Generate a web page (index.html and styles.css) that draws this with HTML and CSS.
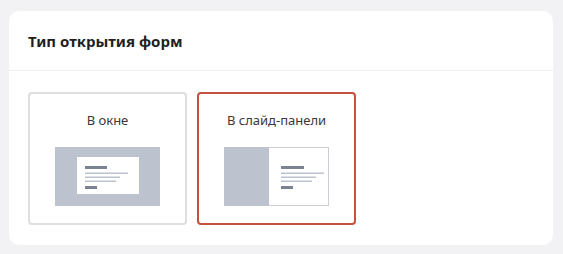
FILE: index.html
```html
<!DOCTYPE html>
<html lang="ru">
<head>
    <meta charset="UTF-8">
    <meta name="viewport" content="width=device-width, initial-scale=1.0">
    <title>Тип открытия форм</title>
    <link rel="stylesheet" href="styles.css">
</head>
<body>

    <!-- Карточка настроек -->
    <div class="card">
        <div class="card-header">Тип открытия форм</div>

        <div class="card-body">
            <!-- Вариант: в окне -->
            <div class="option">
                <div class="option-title">В окне</div>
                <svg class="preview" width="105" height="59" viewBox="0 0 105 59">
                    <rect x="0" y="0" width="105" height="59" fill="#bcc3cf"/>
                    <rect x="22" y="10" width="62" height="37" fill="#fff"/>
                    <rect x="30" y="19" width="22" height="3" fill="#7b8291"/>
                    <rect x="30" y="25.5" width="43" height="1.5" fill="#bcc3cf"/>
                    <rect x="30" y="29.5" width="35" height="1.5" fill="#bcc3cf"/>
                    <rect x="30" y="33.5" width="31" height="1.5" fill="#bcc3cf"/>
                    <rect x="30" y="39" width="12" height="3" fill="#7b8291"/>
                </svg>
            </div>

            <!-- Вариант: в слайд-панели -->
            <div class="option active">
                <div class="option-title">В слайд-панели</div>
                <svg class="preview" width="105" height="59" viewBox="0 0 105 59">
                    <rect x="0.5" y="0.5" width="104" height="58" fill="#fff" stroke="#c9cdd4"/>
                    <rect x="0" y="0" width="45" height="59" fill="#bcc3cf"/>
                    <rect x="57" y="19" width="23" height="3" fill="#7b8291"/>
                    <rect x="57" y="25.5" width="43" height="1.5" fill="#bcc3cf"/>
                    <rect x="57" y="29.5" width="35" height="1.5" fill="#bcc3cf"/>
                    <rect x="57" y="33.5" width="31" height="1.5" fill="#bcc3cf"/>
                    <rect x="57" y="39" width="12" height="3" fill="#7b8291"/>
                </svg>
            </div>
        </div>
    </div>

</body>
</html>
```

FILE: styles.css
```css
body {
    font-family: "Noto Sans", "Open Sans", sans-serif;
    background-color: #f2f1f4;
    margin: 0;
    padding: 11px 10px 9px 9px;
    color: #2b2b2f;
}

.card {
    background-color: #fff;
    border-radius: 10px;
    overflow: hidden;
}

.card-header {
    height: 59px;
    padding: 0 19px;
    display: flex;
    align-items: center;
    font-size: 15px;
    font-weight: 700;
    color: #1f1f23;
    border-bottom: 1px solid #efeef2;
}

.card-body {
    display: flex;
    gap: 10px;
    padding: 21px 19px 20px;
}

.option {
    width: 159px;
    height: 133px;
    box-sizing: border-box;
    border: 2px solid #dedede;
    border-radius: 4px;
    display: flex;
    flex-direction: column;
    align-items: center;
    cursor: pointer;
}

.option.active {
    border-color: #c5513e;
}

.option-title {
    margin-top: 16px;
    font-size: 13px;
    color: #38383d;
    line-height: 20px;
}

.preview {
    display: block;
    margin-top: 17px;
}
```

*-*-*

§ TASK DESCRIPTION
Isolate the lines above that contain the word "index" and copy them.

§ FINISHED ANSWER
Generate a web page (index.html and styles.css) that draws this with HTML and CSS.
FILE: index.html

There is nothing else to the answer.